Clothing brands – and therefore also their shareholders – should bear the risks in the chain together with factories. And this includes jointly bearing the costs for the losses incurred when the projected and actual order do not match. It would also help if clothing brands made a down payment at the start of the production process as a financial commitment. This is the only way to create a fairer chain, where employee wages are not cut to cover the risks in the chain.”
In many countries and sectors, the minimum wage is still significantly lower than the income employees need for their livelihoods (see box). How does Triodos deal with this?
Johanna: “Triodos Investment Management (the investment arm of Triodos Bank) is pushing for a living wage. This is because living wages enable employees to get out of the vulnerable position of poverty. As an investor, we put pressure on clothing brands to ensure that their suppliers pay a living wage to their employees. We do this on our own as well as along with 20 other investors, through the Platform Living Wage Financials. I talk to Nike on behalf of the platform, and during this process, I draw inspiration from Kim’s stories.
I ask whether the clothing brand’s profit margins enable their suppliers to pay a living wage. And whether the client is contributing to the costs for the supplier to comply with environmental and social regulations and the costs of monitoring them. Building long-term relationships between clothing brands and producers is essential for improving wages and working conditions.”
How do you influence a major clothing brand like Nike?
Johanna: “We attend the shareholders’ meeting where we ask questions. In addition, we meet annually with the company’s management. This can sometimes be a challenging exercise. Last year, for instance, Nike only gave us half an hour, which was mainly spent on a promotional talk. This year, we had 45 minutes, and they had prepared well for answering our questions about their progress on living wages. This shows improvement, but their answers were still not as detailed as we would like. I hope next year they will clearly identify the factories where they pay a living wage and explain how they are releasing the budget for this. At least the management team are now aware that we think that is important.”
What does Triodos do when a company fails to do enough?
Johanna: “We can express our dissatisfaction in various ways. For example, by writing a formal letter to the management of a company. We may then issue a public statement asking the company to make improvements. If that doesn’t help, we may decide to withdraw our investment.
A few years ago, we decided not to invest in fast fashion brands anymore. We reviewed their business case and concluded that it is extremely unlikely that they will ever find the capacity to pay a living wage. This led to divestments from H&M and Inditex, Zara’s parent company. Triodos has a strong reputation for corporate responsibility, so divestment generates bad press for these fashion brands.

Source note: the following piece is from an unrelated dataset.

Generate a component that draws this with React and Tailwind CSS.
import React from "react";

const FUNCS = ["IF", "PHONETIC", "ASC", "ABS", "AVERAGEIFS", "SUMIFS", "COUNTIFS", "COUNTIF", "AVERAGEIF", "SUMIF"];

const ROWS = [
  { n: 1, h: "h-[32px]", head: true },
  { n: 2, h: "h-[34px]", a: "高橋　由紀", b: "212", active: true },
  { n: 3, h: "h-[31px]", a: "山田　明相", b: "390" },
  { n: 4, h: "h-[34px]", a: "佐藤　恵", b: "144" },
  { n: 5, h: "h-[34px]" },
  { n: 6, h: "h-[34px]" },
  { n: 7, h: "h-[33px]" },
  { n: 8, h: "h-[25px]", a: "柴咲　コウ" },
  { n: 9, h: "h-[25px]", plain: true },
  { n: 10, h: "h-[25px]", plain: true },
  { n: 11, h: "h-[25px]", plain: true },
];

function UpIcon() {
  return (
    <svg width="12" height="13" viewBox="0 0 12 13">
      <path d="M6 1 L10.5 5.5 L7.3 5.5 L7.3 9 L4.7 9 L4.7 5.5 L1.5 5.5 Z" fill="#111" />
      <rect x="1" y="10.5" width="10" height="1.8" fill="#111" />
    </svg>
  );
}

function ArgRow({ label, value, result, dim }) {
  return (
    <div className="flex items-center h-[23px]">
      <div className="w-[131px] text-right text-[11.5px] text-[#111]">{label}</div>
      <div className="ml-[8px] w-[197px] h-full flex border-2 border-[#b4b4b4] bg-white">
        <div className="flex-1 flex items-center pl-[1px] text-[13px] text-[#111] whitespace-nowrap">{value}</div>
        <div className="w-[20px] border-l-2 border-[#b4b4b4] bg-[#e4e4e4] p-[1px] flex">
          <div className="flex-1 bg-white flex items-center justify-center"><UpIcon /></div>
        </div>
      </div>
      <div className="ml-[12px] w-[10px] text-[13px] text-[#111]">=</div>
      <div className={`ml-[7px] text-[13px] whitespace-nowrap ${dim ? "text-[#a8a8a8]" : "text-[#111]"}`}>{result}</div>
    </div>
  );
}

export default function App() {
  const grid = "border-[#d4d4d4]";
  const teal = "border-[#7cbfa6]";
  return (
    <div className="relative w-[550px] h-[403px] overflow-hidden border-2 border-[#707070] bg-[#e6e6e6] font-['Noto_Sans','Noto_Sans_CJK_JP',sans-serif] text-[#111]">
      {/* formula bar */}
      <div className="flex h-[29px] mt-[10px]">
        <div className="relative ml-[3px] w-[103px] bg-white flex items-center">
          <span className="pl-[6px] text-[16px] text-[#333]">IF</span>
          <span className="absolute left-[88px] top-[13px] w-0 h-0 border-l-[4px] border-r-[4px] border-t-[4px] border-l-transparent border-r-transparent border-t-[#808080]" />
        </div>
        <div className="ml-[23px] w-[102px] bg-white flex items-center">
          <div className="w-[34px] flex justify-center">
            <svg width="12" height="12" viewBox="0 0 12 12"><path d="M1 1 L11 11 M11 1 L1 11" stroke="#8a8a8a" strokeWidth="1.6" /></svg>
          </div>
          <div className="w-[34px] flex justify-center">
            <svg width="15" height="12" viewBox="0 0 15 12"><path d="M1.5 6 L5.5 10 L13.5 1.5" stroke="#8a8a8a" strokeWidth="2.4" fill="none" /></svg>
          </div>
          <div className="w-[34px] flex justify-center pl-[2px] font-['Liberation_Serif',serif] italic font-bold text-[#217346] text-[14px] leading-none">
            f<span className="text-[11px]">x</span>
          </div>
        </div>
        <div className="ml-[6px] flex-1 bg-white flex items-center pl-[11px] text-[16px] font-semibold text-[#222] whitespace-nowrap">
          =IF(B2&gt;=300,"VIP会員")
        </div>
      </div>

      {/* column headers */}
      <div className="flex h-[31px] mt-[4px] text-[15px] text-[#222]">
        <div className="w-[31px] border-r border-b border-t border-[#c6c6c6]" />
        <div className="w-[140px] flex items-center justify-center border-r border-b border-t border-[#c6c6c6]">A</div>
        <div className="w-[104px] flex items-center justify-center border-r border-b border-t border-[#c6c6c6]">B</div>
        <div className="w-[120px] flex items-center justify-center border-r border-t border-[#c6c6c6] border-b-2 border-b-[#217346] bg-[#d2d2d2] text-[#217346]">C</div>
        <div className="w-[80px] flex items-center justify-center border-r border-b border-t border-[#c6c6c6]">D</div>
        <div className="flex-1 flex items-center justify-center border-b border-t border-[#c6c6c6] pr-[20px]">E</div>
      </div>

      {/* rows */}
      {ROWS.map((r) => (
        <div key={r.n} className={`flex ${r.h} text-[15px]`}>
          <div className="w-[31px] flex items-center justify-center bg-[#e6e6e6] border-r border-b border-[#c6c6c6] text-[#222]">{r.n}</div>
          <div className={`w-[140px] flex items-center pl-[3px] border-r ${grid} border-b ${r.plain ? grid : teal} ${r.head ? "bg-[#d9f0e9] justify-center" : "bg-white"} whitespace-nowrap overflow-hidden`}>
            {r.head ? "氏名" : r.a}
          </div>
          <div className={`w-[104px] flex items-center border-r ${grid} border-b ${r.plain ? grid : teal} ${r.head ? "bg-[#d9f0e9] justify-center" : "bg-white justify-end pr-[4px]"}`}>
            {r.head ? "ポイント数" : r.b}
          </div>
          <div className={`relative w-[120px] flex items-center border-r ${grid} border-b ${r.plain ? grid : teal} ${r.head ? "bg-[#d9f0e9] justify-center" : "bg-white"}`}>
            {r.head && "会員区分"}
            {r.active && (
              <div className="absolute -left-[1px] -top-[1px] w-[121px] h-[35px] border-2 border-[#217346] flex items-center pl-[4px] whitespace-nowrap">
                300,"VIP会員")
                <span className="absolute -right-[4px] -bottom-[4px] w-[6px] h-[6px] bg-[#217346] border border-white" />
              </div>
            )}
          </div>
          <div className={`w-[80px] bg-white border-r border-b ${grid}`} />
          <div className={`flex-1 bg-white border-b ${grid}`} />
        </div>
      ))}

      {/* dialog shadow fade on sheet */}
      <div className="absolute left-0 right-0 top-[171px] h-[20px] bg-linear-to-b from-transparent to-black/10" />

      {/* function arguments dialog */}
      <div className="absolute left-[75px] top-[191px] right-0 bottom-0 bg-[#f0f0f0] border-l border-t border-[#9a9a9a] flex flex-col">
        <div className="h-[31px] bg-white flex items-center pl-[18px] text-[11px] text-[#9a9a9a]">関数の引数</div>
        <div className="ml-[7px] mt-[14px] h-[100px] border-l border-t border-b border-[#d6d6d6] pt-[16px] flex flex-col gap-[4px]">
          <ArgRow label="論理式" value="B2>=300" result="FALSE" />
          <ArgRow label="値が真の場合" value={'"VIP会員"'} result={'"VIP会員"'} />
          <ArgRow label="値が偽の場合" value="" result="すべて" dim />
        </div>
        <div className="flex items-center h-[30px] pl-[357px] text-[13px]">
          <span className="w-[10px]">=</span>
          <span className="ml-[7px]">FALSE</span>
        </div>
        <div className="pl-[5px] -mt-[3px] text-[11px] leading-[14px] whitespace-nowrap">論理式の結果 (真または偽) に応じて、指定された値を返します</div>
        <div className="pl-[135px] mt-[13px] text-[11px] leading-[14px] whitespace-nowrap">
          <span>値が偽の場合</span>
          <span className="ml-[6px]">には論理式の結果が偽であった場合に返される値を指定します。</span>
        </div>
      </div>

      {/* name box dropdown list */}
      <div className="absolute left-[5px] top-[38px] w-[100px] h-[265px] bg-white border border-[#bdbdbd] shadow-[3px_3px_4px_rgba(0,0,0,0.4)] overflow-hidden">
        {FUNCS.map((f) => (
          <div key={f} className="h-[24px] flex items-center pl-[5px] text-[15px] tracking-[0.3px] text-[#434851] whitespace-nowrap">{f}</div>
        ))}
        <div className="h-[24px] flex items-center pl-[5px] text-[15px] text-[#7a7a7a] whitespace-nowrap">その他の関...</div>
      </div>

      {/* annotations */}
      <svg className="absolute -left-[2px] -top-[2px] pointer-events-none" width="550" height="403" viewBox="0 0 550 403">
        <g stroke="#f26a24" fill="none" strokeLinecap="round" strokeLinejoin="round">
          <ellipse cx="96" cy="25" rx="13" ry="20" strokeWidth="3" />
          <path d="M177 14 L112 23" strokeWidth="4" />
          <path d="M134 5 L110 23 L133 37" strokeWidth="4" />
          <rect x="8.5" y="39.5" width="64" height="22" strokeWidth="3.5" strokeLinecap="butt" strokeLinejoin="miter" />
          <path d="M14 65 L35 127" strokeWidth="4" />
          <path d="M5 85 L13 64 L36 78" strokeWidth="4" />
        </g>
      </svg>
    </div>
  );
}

However, we know our niche. We are a relatively small asset manager and a company like Inditex won’t encounter financial problems if they lose us. We therefore also need the cooperation of larger funds, so that a divestment is not limited to (potential) reputational damage, but also hurts financially. We are trying to achieve that through the Living Wage Financials Platform.”
Johanna, what next steps are needed to achieve a living wage in the clothing industry?

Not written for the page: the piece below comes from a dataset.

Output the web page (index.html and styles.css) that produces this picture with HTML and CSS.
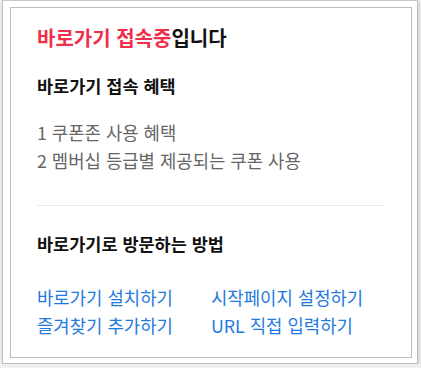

Johanna: “More investors need to push for living wages. Then we can collectively say to brands: we will accept a lower return on our investments if you show that you share the risks in the production chain more fairly. This will create the space for clothing factories to pay a living wage. I see movement in that direction, but mainstream asset managers are far from this point.”
Kim, what developments in the clothing sector make you hopeful?
Kim: “The growing awareness that systemic change is needed to achieve a fair and sustainable chain. But we still have a long way to go. In recent decades, attempts have been made to achieve a fair industry through voluntary agreements, but unfortunately this did not bring about real change. We need to do more. This awareness is filtering into more areas.”